--- RECORDS FOR PROCESSING ---

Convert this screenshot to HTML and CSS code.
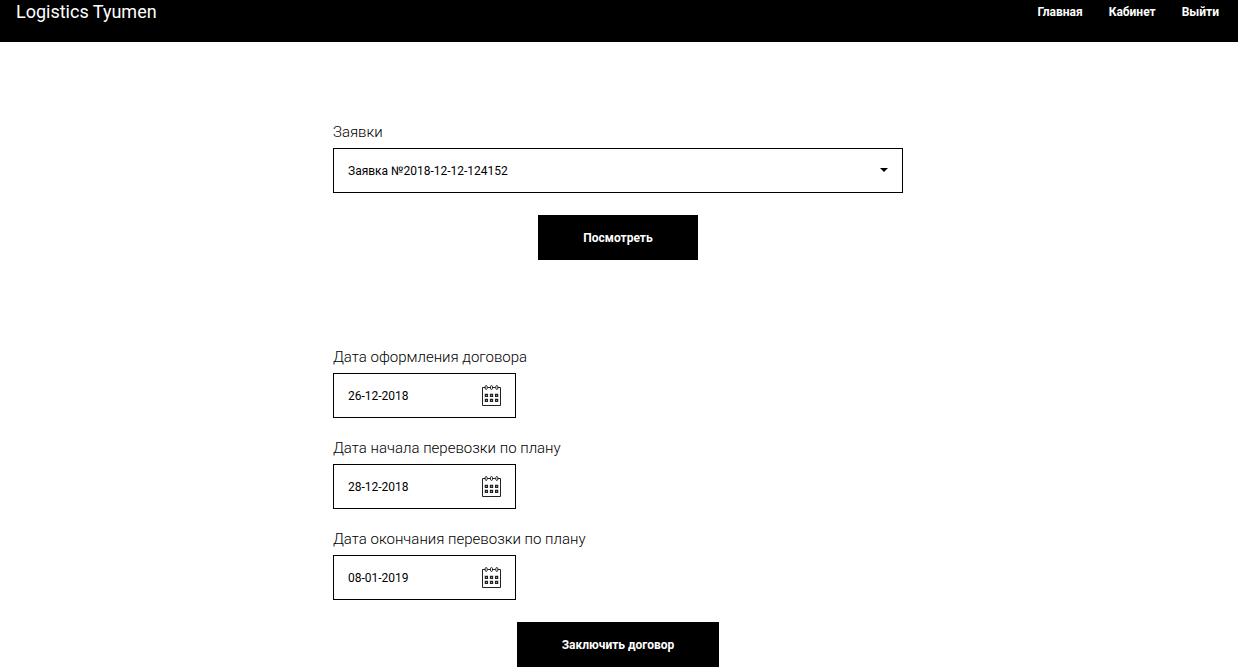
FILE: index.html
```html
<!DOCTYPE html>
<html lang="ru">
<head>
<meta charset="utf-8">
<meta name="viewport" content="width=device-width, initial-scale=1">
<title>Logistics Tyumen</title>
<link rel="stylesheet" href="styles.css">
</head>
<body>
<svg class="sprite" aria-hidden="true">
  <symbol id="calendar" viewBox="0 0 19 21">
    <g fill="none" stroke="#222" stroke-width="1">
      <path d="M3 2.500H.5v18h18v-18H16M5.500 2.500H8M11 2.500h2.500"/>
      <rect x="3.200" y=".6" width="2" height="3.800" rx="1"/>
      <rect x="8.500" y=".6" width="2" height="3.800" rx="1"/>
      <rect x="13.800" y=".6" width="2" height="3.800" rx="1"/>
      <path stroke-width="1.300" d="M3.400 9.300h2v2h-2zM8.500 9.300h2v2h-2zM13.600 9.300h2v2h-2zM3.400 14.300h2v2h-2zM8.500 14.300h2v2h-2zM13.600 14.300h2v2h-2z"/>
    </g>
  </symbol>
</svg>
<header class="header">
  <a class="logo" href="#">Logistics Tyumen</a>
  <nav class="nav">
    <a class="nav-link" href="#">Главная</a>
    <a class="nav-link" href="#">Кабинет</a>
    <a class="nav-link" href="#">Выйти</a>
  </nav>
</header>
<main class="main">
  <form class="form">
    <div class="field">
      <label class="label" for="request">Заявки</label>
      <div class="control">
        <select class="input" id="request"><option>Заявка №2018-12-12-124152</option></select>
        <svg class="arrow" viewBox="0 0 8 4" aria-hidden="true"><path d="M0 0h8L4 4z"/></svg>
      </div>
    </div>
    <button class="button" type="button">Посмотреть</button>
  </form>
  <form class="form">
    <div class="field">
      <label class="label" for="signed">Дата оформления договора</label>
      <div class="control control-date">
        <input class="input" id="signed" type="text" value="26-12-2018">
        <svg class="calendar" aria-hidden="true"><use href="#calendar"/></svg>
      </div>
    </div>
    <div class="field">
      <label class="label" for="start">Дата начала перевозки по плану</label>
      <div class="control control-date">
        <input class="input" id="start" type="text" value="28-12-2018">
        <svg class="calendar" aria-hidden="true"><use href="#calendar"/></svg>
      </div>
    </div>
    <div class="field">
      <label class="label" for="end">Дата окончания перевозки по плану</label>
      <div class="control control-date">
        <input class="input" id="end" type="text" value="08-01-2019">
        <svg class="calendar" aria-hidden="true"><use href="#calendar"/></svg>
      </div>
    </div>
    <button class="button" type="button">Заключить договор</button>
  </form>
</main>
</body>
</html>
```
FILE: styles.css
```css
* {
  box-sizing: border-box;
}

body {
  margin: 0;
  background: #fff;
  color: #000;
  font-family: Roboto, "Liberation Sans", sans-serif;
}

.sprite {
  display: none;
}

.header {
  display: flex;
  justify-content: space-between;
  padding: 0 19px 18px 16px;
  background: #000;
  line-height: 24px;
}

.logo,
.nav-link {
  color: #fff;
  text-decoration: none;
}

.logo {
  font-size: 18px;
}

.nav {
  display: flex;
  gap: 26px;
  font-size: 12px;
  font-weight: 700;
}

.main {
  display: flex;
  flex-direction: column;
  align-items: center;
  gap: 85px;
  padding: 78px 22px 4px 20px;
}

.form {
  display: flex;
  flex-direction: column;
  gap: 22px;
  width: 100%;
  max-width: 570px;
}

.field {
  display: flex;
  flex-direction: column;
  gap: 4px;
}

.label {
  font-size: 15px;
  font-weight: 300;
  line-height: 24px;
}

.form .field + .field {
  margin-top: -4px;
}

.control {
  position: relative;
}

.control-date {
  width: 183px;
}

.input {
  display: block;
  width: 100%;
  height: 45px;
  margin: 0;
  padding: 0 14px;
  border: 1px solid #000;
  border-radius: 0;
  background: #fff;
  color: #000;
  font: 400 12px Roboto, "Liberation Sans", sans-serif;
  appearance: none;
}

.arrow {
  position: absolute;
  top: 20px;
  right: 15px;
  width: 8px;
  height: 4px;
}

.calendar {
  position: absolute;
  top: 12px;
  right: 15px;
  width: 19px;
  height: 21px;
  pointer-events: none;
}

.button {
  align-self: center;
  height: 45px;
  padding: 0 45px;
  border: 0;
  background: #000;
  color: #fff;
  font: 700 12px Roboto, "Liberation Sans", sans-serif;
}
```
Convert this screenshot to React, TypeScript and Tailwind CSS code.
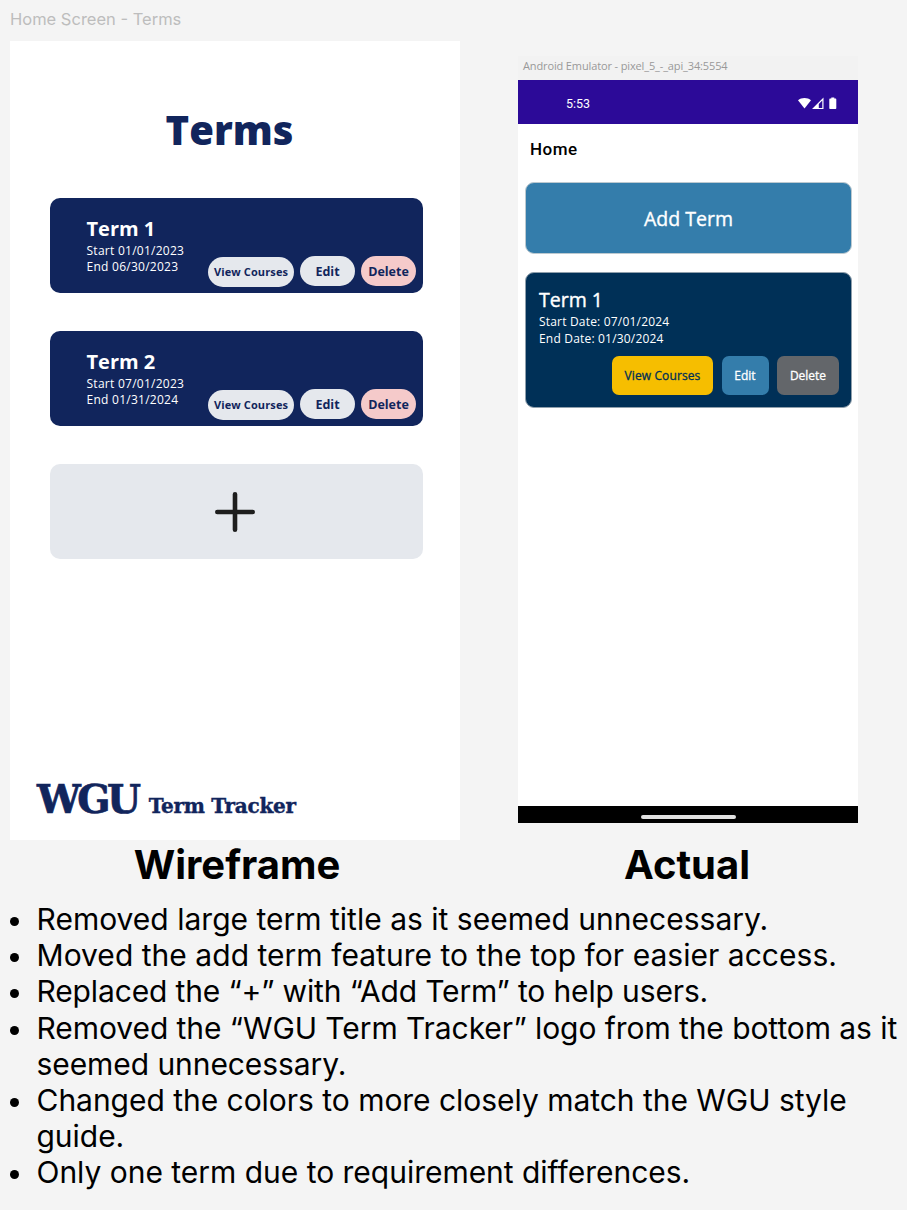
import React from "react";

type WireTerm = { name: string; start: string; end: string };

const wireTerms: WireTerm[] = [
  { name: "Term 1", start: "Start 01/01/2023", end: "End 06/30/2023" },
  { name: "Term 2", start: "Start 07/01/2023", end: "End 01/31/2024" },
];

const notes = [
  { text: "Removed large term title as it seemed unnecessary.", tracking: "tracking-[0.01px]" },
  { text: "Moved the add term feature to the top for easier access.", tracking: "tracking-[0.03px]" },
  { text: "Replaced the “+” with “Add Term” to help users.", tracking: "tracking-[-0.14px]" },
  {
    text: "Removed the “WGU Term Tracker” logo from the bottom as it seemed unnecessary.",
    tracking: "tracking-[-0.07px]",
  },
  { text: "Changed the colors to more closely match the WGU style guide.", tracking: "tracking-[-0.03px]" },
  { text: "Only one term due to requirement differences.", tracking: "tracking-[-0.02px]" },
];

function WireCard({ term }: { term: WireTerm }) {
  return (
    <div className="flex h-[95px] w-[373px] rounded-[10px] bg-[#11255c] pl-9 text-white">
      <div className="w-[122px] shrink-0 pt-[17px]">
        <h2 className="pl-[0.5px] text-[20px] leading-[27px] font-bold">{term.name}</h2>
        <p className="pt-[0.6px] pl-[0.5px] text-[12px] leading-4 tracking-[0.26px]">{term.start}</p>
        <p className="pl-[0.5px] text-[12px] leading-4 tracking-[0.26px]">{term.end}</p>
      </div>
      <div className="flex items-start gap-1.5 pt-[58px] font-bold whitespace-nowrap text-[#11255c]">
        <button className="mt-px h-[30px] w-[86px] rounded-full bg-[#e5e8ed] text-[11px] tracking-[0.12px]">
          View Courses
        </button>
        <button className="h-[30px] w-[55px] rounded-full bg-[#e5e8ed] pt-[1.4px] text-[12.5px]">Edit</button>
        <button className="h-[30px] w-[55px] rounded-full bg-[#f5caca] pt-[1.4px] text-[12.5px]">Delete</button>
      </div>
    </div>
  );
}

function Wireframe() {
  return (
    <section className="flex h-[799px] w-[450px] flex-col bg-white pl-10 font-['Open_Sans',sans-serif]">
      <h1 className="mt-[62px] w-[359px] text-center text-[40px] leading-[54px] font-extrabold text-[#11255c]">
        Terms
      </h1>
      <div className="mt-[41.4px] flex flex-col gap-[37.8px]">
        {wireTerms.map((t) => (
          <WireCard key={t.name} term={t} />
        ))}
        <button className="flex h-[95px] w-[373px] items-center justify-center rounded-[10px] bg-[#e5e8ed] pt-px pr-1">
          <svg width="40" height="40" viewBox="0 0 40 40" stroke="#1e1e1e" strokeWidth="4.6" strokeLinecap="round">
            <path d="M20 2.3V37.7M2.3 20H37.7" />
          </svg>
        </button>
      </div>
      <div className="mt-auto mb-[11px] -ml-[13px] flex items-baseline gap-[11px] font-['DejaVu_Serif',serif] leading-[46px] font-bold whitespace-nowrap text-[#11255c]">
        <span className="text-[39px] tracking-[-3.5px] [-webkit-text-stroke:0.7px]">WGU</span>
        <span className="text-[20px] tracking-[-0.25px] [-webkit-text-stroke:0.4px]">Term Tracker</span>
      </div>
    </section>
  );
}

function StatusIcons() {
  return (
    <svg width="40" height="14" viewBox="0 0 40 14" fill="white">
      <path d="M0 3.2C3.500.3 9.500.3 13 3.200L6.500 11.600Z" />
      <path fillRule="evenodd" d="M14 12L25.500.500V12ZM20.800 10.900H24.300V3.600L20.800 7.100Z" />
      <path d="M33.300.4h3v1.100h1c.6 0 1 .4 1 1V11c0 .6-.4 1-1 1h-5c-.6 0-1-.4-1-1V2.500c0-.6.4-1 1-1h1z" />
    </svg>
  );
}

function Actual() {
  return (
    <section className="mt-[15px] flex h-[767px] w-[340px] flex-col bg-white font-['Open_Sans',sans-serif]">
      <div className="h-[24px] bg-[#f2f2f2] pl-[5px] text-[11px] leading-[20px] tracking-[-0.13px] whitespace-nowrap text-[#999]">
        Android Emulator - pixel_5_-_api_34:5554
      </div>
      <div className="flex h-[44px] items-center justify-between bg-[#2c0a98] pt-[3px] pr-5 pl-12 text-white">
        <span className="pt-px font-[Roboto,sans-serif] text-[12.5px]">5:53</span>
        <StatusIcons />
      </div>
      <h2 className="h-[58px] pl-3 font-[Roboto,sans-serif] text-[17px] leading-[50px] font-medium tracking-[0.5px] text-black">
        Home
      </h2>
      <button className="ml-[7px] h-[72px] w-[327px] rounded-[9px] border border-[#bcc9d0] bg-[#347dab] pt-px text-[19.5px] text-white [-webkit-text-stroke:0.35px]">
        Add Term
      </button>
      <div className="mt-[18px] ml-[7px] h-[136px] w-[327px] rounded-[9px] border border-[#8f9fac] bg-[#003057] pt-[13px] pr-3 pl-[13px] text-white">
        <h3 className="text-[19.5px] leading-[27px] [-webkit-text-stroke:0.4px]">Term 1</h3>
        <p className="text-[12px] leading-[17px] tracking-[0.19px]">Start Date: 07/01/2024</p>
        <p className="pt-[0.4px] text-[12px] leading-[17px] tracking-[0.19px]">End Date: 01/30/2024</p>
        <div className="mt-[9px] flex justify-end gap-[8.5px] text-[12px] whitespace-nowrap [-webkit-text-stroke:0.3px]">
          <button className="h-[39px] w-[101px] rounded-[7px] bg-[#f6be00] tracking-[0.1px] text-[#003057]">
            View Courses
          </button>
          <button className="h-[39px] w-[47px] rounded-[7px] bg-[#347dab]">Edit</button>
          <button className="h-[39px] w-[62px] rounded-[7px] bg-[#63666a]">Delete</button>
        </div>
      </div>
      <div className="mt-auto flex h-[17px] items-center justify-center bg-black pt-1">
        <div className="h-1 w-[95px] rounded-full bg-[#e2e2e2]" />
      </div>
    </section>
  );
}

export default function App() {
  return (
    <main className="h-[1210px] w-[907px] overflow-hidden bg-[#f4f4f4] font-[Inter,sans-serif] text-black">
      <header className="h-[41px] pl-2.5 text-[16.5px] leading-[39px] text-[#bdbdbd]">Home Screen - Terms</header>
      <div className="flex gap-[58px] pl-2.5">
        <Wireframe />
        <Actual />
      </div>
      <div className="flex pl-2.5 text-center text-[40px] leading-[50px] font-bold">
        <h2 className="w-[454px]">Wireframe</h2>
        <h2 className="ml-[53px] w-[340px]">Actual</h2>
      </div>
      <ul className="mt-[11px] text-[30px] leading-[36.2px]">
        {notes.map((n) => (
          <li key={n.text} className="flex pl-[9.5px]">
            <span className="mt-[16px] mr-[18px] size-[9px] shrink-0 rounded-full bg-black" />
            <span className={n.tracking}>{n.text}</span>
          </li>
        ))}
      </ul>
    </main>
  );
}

---

> [TASK DESCRIPTION] Repeat the lines above exactly, beginning with the one containing "Convert this screenshot to React, TypeScript" and finishing with the one containing "string; start: string;". No pictures belong in the copy.

> [OUTPUT]
Convert this screenshot to React, TypeScript and Tailwind CSS code.
import React from "react";

type WireTerm = { name: string; start: string; end: string };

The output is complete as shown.